TASK BRIEF: Print exactly the lines from the first one down to the line containing "import React from 'react';", both ends included, with no pictures and nothing else.

AVAILABLE DATA:
* start *
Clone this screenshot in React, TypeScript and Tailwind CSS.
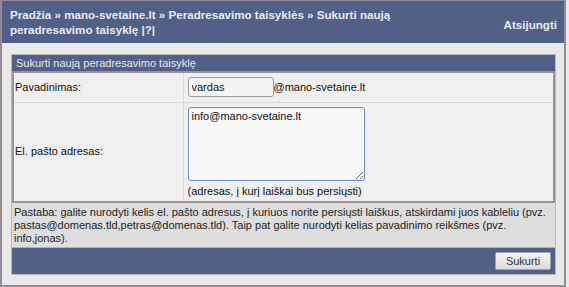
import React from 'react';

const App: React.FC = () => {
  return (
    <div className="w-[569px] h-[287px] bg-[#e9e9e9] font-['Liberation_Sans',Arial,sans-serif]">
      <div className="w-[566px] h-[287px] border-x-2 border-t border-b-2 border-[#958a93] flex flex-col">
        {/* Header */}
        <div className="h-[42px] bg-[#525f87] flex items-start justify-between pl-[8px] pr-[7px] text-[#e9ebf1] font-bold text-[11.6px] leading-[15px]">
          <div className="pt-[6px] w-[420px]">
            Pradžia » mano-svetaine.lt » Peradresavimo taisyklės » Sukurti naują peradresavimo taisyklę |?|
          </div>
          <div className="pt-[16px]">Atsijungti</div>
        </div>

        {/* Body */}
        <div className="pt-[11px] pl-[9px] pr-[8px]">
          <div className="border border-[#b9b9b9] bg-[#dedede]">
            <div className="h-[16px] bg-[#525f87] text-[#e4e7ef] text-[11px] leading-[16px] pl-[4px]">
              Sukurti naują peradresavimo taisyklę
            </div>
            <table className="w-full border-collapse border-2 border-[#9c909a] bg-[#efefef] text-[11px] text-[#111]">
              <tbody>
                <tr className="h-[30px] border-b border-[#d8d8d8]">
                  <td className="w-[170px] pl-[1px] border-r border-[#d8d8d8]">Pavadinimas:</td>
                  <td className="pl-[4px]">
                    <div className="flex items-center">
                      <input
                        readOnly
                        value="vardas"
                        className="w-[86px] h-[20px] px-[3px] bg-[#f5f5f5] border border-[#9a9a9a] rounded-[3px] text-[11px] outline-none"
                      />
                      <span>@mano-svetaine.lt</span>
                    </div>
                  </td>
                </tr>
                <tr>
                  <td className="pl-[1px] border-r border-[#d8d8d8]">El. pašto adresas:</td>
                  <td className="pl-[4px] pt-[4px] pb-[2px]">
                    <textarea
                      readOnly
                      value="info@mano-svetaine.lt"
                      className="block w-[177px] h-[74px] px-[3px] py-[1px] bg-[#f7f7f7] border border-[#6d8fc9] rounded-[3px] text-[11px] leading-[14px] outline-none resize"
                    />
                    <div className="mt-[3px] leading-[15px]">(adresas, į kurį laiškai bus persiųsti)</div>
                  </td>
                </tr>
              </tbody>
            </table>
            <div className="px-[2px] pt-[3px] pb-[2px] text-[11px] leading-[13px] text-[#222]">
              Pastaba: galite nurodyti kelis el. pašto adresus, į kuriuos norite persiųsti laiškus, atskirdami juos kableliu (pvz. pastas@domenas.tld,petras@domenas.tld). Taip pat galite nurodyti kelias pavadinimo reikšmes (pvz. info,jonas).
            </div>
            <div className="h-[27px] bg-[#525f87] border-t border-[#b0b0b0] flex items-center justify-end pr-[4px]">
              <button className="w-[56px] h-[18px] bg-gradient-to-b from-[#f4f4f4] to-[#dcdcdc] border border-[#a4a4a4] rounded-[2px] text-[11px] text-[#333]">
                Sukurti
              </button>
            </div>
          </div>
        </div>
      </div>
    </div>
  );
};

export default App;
* end *
EXERCISE ANSWER:
Clone this screenshot in React, TypeScript and Tailwind CSS.
import React from 'react';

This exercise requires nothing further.